Puncak dari perjalanan itu adalah diterimanya perintah salat wajib. Mulanya diwajibkan salat lima puluh kali sehari-semalam. Atas saran Nabi Musa, Nabi SAW meminta keringan dan diberinya pengurangan sepuluh-sepuluh setiap meminta. Akhirnya diwajibkan lima kali sehari semalam. Nabi enggan meminta keringanan lagi, “Saya telah meminta keringan kepada Tuhanku, kini saya rela dan menyerah.” Maka Allah berfirman, “Itulah fardlu-Ku dan Aku telah meringankannya atas hamba-Ku.”

Urutan kejadian sejak melihat Baitul Ma’mur sampai menerima perintah salat tidak sama dalam beberapa hadits, mungkin menunjukkan kejadian-kajadian itu serempak dialami Nabi. Dalam kisah itu, hal yang fisik (dzhahir) dan non-fisik (bathin) bersatu dan perlambang pun terdapat di dalamnya. Nabi SAW yang pergi dengan badan fisik hingga bisa salat di Masjidil Aqsha dan memilih susu yang ditawarkan Jibril, tetapi mengalami hal-hal non-fisik, seperti pertemuan dengan ruh para Nabi yang telah wafat jauh sebelum kelahiran Nabi SAW dan pergi sampai ke surga. Juga ditunjukkan dua sungai non-fisik di surga dan dua sungai fisik di dunia. Dijelaskannya makna perlambang pemilihan susu oleh Nabi Muhammad SAW, dan menolak khamr atau madu. Ini benar-benar ujian keimanan, bagi orang mu’min semua kejadian itu benar diyakini terjadinya. Allah Maha Kuasa atas segalanya.

“Dan (ingatlah), ketika Kami wahyukan kepadamu: “Sesungguhnya (ilmu) Tuhanmu meliputi segala manusia”. Dan Kami tidak menjadikan pemandangan yang telah Kami perlihatkan kepadamu, melainkan sebagai ujian bagi  manusia….” (QS. 17:60).

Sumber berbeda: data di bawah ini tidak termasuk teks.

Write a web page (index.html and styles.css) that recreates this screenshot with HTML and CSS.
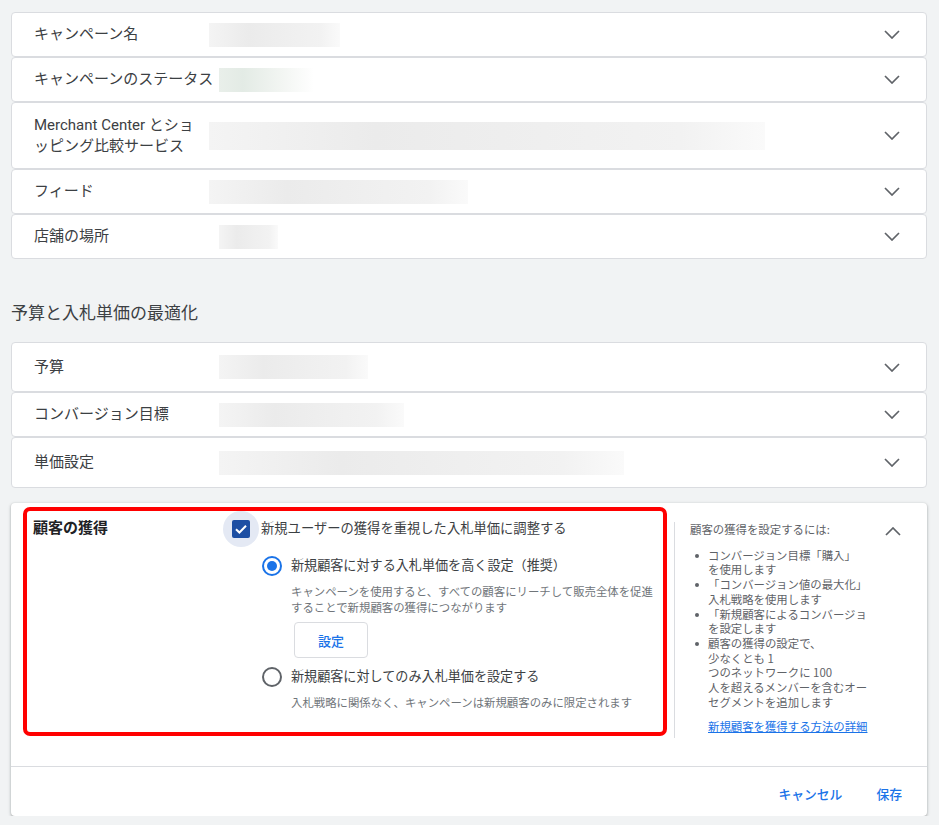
FILE: index.html
```html
<!DOCTYPE html>
<html lang="ja">
<head>
    <meta charset="UTF-8">
    <meta name="viewport" content="width=device-width, initial-scale=1.0">
    <title>キャンペーン設定</title>
    <link rel="stylesheet" href="styles.css">
</head>
<body>
    <div class="page">
        <div class="group">
            <div class="row">
                <div class="label">キャンペーン名</div>
                <div class="value"><span class="blur" style="width:131px"></span></div>
                <svg class="chevron" viewBox="0 0 16 9"><polyline points="1,1 8,8 15,1"/></svg>
            </div>
            <div class="row">
                <div class="label">キャンペーンのステータス</div>
                <div class="value"><span class="blur green" style="width:95px; margin-left:10px"></span></div>
                <svg class="chevron" viewBox="0 0 16 9"><polyline points="1,1 8,8 15,1"/></svg>
            </div>
            <div class="row row-double">
                <div class="label">Merchant Center とショ<br>ッピング比較サービス</div>
                <div class="value"><span class="blur tall" style="width:556px"></span></div>
                <svg class="chevron" viewBox="0 0 16 9"><polyline points="1,1 8,8 15,1"/></svg>
            </div>
            <div class="row">
                <div class="label">フィード</div>
                <div class="value"><span class="blur" style="width:259px"></span></div>
                <svg class="chevron" viewBox="0 0 16 9"><polyline points="1,1 8,8 15,1"/></svg>
            </div>
            <div class="row">
                <div class="label">店舗の場所</div>
                <div class="value"><span class="blur" style="width:59px; margin-left:10px"></span></div>
                <svg class="chevron" viewBox="0 0 16 9"><polyline points="1,1 8,8 15,1"/></svg>
            </div>
        </div>

        <h2 class="section-title">予算と入札単価の最適化</h2>

        <div class="group">
            <div class="row row-50">
                <div class="label">予算</div>
                <div class="value"><span class="blur" style="width:149px; margin-left:10px"></span></div>
                <svg class="chevron" viewBox="0 0 16 9"><polyline points="1,1 8,8 15,1"/></svg>
            </div>
            <div class="row">
                <div class="label">コンバージョン目標</div>
                <div class="value"><span class="blur" style="width:185px; margin-left:10px"></span></div>
                <svg class="chevron" viewBox="0 0 16 9"><polyline points="1,1 8,8 15,1"/></svg>
            </div>
            <div class="row row-52">
                <div class="label">単価設定</div>
                <div class="value"><span class="blur" style="width:405px; margin-left:10px"></span></div>
                <svg class="chevron" viewBox="0 0 16 9"><polyline points="1,1 8,8 15,1"/></svg>
            </div>
        </div>

        <div class="card">
            <div class="card-body">
                <div class="highlight">
                    <div class="field-title">顧客の獲得</div>
                    <div class="options">
                        <div class="check-row">
                            <span class="halo">
                                <span class="checkbox">
                                    <svg viewBox="0 0 18 18"><polyline points="4,9.2 7.4,12.5 14,5.8"/></svg>
                                </span>
                            </span>
                            <span class="check-text">新規ユーザーの獲得を重視した入札単価に調整する</span>
                        </div>

                        <div class="radio-row">
                            <span class="radio checked"></span>
                            <span class="radio-text">新規顧客に対する入札単価を高く設定（推奨）</span>
                        </div>
                        <p class="desc">キャンペーンを使用すると、すべての顧客にリーチして販売全体を促進<br>することで新規顧客の獲得につながります</p>
                        <button class="outline-btn">設定</button>

                        <div class="radio-row">
                            <span class="radio"></span>
                            <span class="radio-text">新規顧客に対してのみ入札単価を設定する</span>
                        </div>
                        <p class="desc">入札戦略に関係なく、キャンペーンは新規顧客のみに限定されます</p>
                    </div>
                </div>

                <aside class="help">
                    <div class="help-text">
                        <div class="help-title">顧客の獲得を設定するには:</div>
                        <ul class="help-list">
                            <li>コンバージョン目標「購入」<br>を使用します</li>
                            <li>「コンバージョン値の最大化」<br>入札戦略を使用します</li>
                            <li>「新規顧客によるコンバージョ<br>を設定します</li>
                            <li>顧客の獲得の設定で、<br>少なくとも 1<br>つのネットワークに 100<br>人を超えるメンバーを含むオー<br>セグメントを追加します</li>
                        </ul>
                        <a class="help-link" href="#">新規顧客を獲得する方法の詳細</a>
                    </div>
                    <svg class="chevron up" viewBox="0 0 16 9"><polyline points="1,8 8,1 15,8"/></svg>
                </aside>
            </div>
            <div class="card-footer">
                <button class="text-btn">キャンセル</button>
                <button class="text-btn">保存</button>
            </div>
        </div>
    </div>
</body>
</html>
```

FILE: styles.css
```css
body {
    margin: 0;
    background: #f1f3f4;
    font-family: Roboto, "Noto Sans CJK JP", sans-serif;
    color: #3c4043;
}
.page {
    width: 916px;
    padding: 12px 0 0 11px;
}
.group {
    display: flex;
    flex-direction: column;
}
.row {
    box-sizing: border-box;
    height: 45px;
    display: grid;
    grid-template-columns: 175px 1fr 16px;
    align-items: center;
    padding: 0 26px 0 22px;
    background: #fff;
    border: 1px solid #dadce0;
    border-radius: 4px;
}
.row-double {
    height: 67px;
}
.row-50 {
    height: 50px;
}
.row-52 {
    height: 51px;
}
.label {
    font-size: 15px;
    line-height: 21px;
    white-space: nowrap;
}
.value {
    display: flex;
}
.blur {
    display: block;
    height: 24px;
    background: linear-gradient(90deg, #f4f4f4, #ebebeb 30%, #efefef 60%, #f2f2f2 85%, #fafafa);
}
.blur.green {
    background: linear-gradient(90deg, #e9efea, #e3ebe5 25%, #f2f5f2 65%, #fff);
}
.blur.tall {
    height: 28px;
}
.chevron {
    width: 16px;
    height: 9px;
    fill: none;
    stroke: #5f6368;
    stroke-width: 1.7;
}
.section-title {
    margin: 42px 0 17px;
    font-size: 17px;
    line-height: 24px;
    font-weight: 400;
    color: #3c4043;
}
.card {
    margin-top: 15px;
    background: #fff;
    border-radius: 4px;
    box-shadow: 0 1px 2px rgba(60, 64, 67, 0.3), 0 1px 3px 1px rgba(60, 64, 67, 0.15);
}
.card-body {
    box-sizing: border-box;
    display: flex;
    align-items: flex-start;
    height: 263px;
    padding-top: 4px;
}
.highlight {
    box-sizing: border-box;
    width: 644px;
    height: 229px;
    display: flex;
    margin: 0 7px 0 12px;
    padding: 0 0 0 6px;
    border: 4px solid #f00;
    border-radius: 7px;
}
.field-title {
    width: 190px;
    margin-top: 7px;
    font-size: 15px;
    line-height: 20px;
    font-weight: 700;
    color: #202124;
}
.check-row {
    display: flex;
    align-items: center;
    height: 36px;
}
.halo {
    width: 36px;
    height: 36px;
    border-radius: 50%;
    background: #e4e9f4;
    display: flex;
    align-items: center;
    justify-content: center;
}
.checkbox {
    width: 18px;
    height: 18px;
    border-radius: 2px;
    background: #1d4fa3;
    display: flex;
}
.checkbox svg {
    width: 18px;
    height: 18px;
    fill: none;
    stroke: #fff;
    stroke-width: 2;
}
.check-text {
    margin-left: 2px;
    font-size: 13.3px;
    line-height: 20px;
}
.radio-row {
    display: flex;
    align-items: center;
    margin: 9px 0 0 39px;
    height: 20px;
}
.radio {
    box-sizing: border-box;
    width: 20px;
    height: 20px;
    border-radius: 50%;
    border: 2px solid #5f6368;
    display: flex;
    align-items: center;
    justify-content: center;
}
.radio.checked {
    border-color: #1a73e8;
}
.radio.checked::after {
    content: "";
    width: 10px;
    height: 10px;
    border-radius: 50%;
    background: #1a73e8;
}
.radio-text {
    margin-left: 9px;
    font-size: 13.1px;
    line-height: 20px;
}
.desc {
    margin: 7px 0 0 68px;
    font-family: "Noto Sans CJK JP", sans-serif;
    font-size: 11.4px;
    line-height: 16px;
    color: #70757a;
    white-space: nowrap;
}
.outline-btn {
    display: block;
    margin: 7px 0 0 71px;
    width: 74px;
    height: 36px;
    background: #fff;
    border: 1px solid #dadce0;
    border-radius: 4px;
    font-family: inherit;
    font-size: 13px;
    font-weight: 500;
    color: #1a73e8;
}
.help {
    box-sizing: border-box;
    flex: 1;
    display: flex;
    justify-content: space-between;
    height: 216px;
    margin-top: 15px;
    padding: 0 26px 0 15px;
    border-left: 1px solid #dadce0;
}
.help-text {
    font-family: "Noto Sans CJK JP", sans-serif;
    font-size: 11.4px;
    line-height: 14.7px;
    color: #5f6368;
    white-space: nowrap;
}
.help-list {
    list-style: none;
    margin: 11px 0 0;
    padding: 0 0 0 18px;
}
.help-list li {
    position: relative;
}
.help-list li::before {
    content: "";
    position: absolute;
    left: -13px;
    top: 6px;
    width: 4px;
    height: 4px;
    border-radius: 50%;
    background: #5f6368;
}
.help-link {
    display: block;
    margin: 10px 0 0 18px;
    color: #1a73e8;
}
.chevron.up {
    margin-top: 5px;
}
.card-footer {
    box-sizing: border-box;
    display: flex;
    justify-content: flex-end;
    align-items: center;
    gap: 34px;
    height: 50px;
    padding: 3px 25px 0 0;
    border-top: 1px solid #dadce0;
}
.text-btn {
    background: none;
    border: none;
    padding: 0;
    font-family: inherit;
    font-size: 12.8px;
    font-weight: 500;
    color: #1a73e8;
}
```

“Ketika orang-orang Quraisy tak mempercayai saya (kata Nabi SAW), saya berdiri di Hijr (menjawab berbagai pertanyaan mereka). Lalu Allah menampakkan kepada saya Baitul Maqdis, saya dapatkan apa yang saya inginkan dan saya jelaskan kepada mereka tanda-tandanya, saya memperhatikannya….” (HR. Bukhari, Muslim, dan lainnya).

Hakikat Tujuh Langit

Peristiwa isra’ mi’raj yang menyebut-nyebut tujuh langit mau tak mau mengusik keingintahuan kita akan hakikat langit, khususnya berkaitan dengan tujuh langit yang juga sering disebut-sebut dalam Al-Qur’an.  Bila kita dengar kata langit, yang terbayang adalah kubah biru yang melingkupi bumi kita. Benarkah yang dimaksud langit itu lapisan biru di atas sana dan berlapis-lapis sebanyak tujuh lapisan?

Warna biru hanyalah semu, yang dihasilkan dari hamburan cahaya biru dari matahari oleh partikel-partikel atmosfer. Langit (samaa’ atau samawat) berarti segala yang ada di atas kita, yang berarti pula angkasa luar, yang berisi galaksi, bintang, planet, batuan, debu dan gas yang bertebaran. Dan lapisan-lapisan yang melukiskan tempat kedudukan benda-benda langit sama sekali tidak ada.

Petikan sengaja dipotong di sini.